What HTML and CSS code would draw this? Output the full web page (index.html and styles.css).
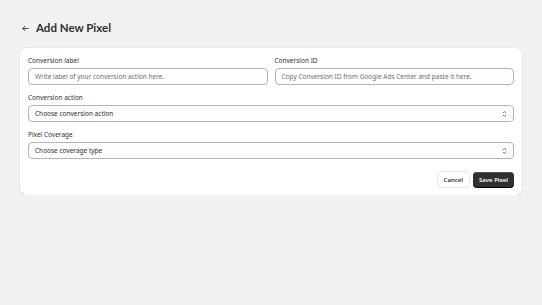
FILE: index.html
```html
<!DOCTYPE html>
<html lang="en">
<head>
	<meta charset="UTF-8">
	<title>Add New Pixel</title>
	<link rel="stylesheet" href="styles.css">
</head>
<body>
	<div class="page">
		<div class="page-header">
			<a href="javascript:;" class="back">
				<svg width="9" height="9" viewBox="0 0 20 20"><path d="M16 10H4.5M9 5l-5 5 5 5" fill="none" stroke="#303030" stroke-width="2" stroke-linecap="round" stroke-linejoin="round"/></svg>
			</a>
			<h1 class="title">Add New Pixel</h1>
		</div>
		<div class="card">
			<div class="row">
				<div class="field">
					<label class="label">Conversion label</label>
					<input type="text" class="input" placeholder="Write label of your conversion action here.">
				</div>
				<div class="field">
					<label class="label">Conversion ID</label>
					<input type="text" class="input" placeholder="Copy Conversion ID from Google Ads Center and paste it here.">
				</div>
			</div>
			<div class="field">
				<label class="label">Conversion action</label>
				<div class="select">
					<span>Choose conversion action</span>
					<svg width="9" height="10" viewBox="0 0 20 20"><path d="M7 7.5l3-3 3 3M7 12.5l3 3 3-3" fill="none" stroke="#4a4a4a" stroke-width="1.6" stroke-linecap="round" stroke-linejoin="round"/></svg>
				</div>
			</div>
			<div class="field">
				<label class="label">Pixel Coverage</label>
				<div class="select">
					<span>Choose coverage type</span>
					<svg width="9" height="10" viewBox="0 0 20 20"><path d="M7 7.5l3-3 3 3M7 12.5l3 3 3-3" fill="none" stroke="#4a4a4a" stroke-width="1.6" stroke-linecap="round" stroke-linejoin="round"/></svg>
				</div>
			</div>
			<div class="actions">
				<button class="btn">Cancel</button>
				<button class="btn btn-primary">Save Pixel</button>
			</div>
		</div>
	</div>
</body>
</html>
```
FILE: styles.css
```css
* { padding: 0; margin: 0; box-sizing: border-box; }
body { background: #f1f1f1; font-family: "Noto Sans", "Open Sans", sans-serif; color: #303030; }
.page { padding: 18px 20px 0; }
.page-header { display: flex; align-items: center; gap: 6px; height: 20px; margin-bottom: 10px; padding-left: 1px; }
.back { display: flex; align-items: center; }
.title { font-family: Lato, "Noto Sans", sans-serif; font-size: 11.5px; font-weight: 700; line-height: 20px; }
.card { background: #fff; border-radius: 7px; padding: 8px; box-shadow: 0 1px 0 rgba(0,0,0,.08), 0 0 0 1px rgba(0,0,0,.03); display: flex; flex-direction: column; gap: 8px; }
.row { display: grid; grid-template-columns: 1fr 1fr; gap: 7px; }
.field { display: flex; flex-direction: column; gap: 2px; }
.label { font-size: 6.5px; line-height: 10px; color: #303030; }
.input, .select { height: 17px; border: 1px solid #b5b5b5; border-radius: 4px; background: #fdfdfd; font-family: inherit; font-size: 6.5px; padding: 0 6px; color: #303030; }
.input::placeholder { color: #6f6f6f; }
.select { display: flex; align-items: center; justify-content: space-between; padding-right: 4px; }
.actions { display: flex; justify-content: flex-end; gap: 4px; margin-top: 5px; }
.btn { height: 15px; border-radius: 4px; border: none; font-family: inherit; font-size: 6px; font-weight: 600; padding: 0 6px; background: #fff; color: #303030; box-shadow: 0 0 0 1px #e3e3e3, 0 1px 0 #d4d4d4; }
.btn-primary { background: #303030; color: #fff; box-shadow: inset 0 1px 0 #555, 0 1px 0 #000; padding: 0 6px; }
```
◇ ◇ ◇ ◇ ◇
__SHORT PROBLEM__.
Without the pictures, retype the whole of the material above exactly.

__TASK SOLUTION__.
What HTML and CSS code would draw this? Output the full web page (index.html and styles.css).
FILE: index.html
```html
<!DOCTYPE html>
<html lang="en">
<head>
	<meta charset="UTF-8">
	<title>Add New Pixel</title>
	<link rel="stylesheet" href="styles.css">
</head>
<body>
	<div class="page">
		<div class="page-header">
			<a href="javascript:;" class="back">
				<svg width="9" height="9" viewBox="0 0 20 20"><path d="M16 10H4.5M9 5l-5 5 5 5" fill="none" stroke="#303030" stroke-width="2" stroke-linecap="round" stroke-linejoin="round"/></svg>
			</a>
			<h1 class="title">Add New Pixel</h1>
		</div>
		<div class="card">
			<div class="row">
				<div class="field">
					<label class="label">Conversion label</label>
					<input type="text" class="input" placeholder="Write label of your conversion action here.">
				</div>
				<div class="field">
					<label class="label">Conversion ID</label>
					<input type="text" class="input" placeholder="Copy Conversion ID from Google Ads Center and paste it here.">
				</div>
			</div>
			<div class="field">
				<label class="label">Conversion action</label>
				<div class="select">
					<span>Choose conversion action</span>
					<svg width="9" height="10" viewBox="0 0 20 20"><path d="M7 7.5l3-3 3 3M7 12.5l3 3 3-3" fill="none" stroke="#4a4a4a" stroke-width="1.6" stroke-linecap="round" stroke-linejoin="round"/></svg>
				</div>
			</div>
			<div class="field">
				<label class="label">Pixel Coverage</label>
				<div class="select">
					<span>Choose coverage type</span>
					<svg width="9" height="10" viewBox="0 0 20 20"><path d="M7 7.5l3-3 3 3M7 12.5l3 3 3-3" fill="none" stroke="#4a4a4a" stroke-width="1.6" stroke-linecap="round" stroke-linejoin="round"/></svg>
				</div>
			</div>
			<div class="actions">
				<button class="btn">Cancel</button>
				<button class="btn btn-primary">Save Pixel</button>
			</div>
		</div>
	</div>
</body>
</html>
```
FILE: styles.css
```css
* { padding: 0; margin: 0; box-sizing: border-box; }
body { background: #f1f1f1; font-family: "Noto Sans", "Open Sans", sans-serif; color: #303030; }
.page { padding: 18px 20px 0; }
.page-header { display: flex; align-items: center; gap: 6px; height: 20px; margin-bottom: 10px; padding-left: 1px; }
.back { display: flex; align-items: center; }
.title { font-family: Lato, "Noto Sans", sans-serif; font-size: 11.5px; font-weight: 700; line-height: 20px; }
.card { background: #fff; border-radius: 7px; padding: 8px; box-shadow: 0 1px 0 rgba(0,0,0,.08), 0 0 0 1px rgba(0,0,0,.03); display: flex; flex-direction: column; gap: 8px; }
.row { display: grid; grid-template-columns: 1fr 1fr; gap: 7px; }
.field { display: flex; flex-direction: column; gap: 2px; }
.label { font-size: 6.5px; line-height: 10px; color: #303030; }
.input, .select { height: 17px; border: 1px solid #b5b5b5; border-radius: 4px; background: #fdfdfd; font-family: inherit; font-size: 6.5px; padding: 0 6px; color: #303030; }
.input::placeholder { color: #6f6f6f; }
.select { display: flex; align-items: center; justify-content: space-between; padding-right: 4px; }
.actions { display: flex; justify-content: flex-end; gap: 4px; margin-top: 5px; }
.btn { height: 15px; border-radius: 4px; border: none; font-family: inherit; font-size: 6px; font-weight: 600; padding: 0 6px; background: #fff; color: #303030; box-shadow: 0 0 0 1px #e3e3e3, 0 1px 0 #d4d4d4; }
.btn-primary { background: #303030; color: #fff; box-shadow: inset 0 1px 0 #555, 0 1px 0 #000; padding: 0 6px; }
```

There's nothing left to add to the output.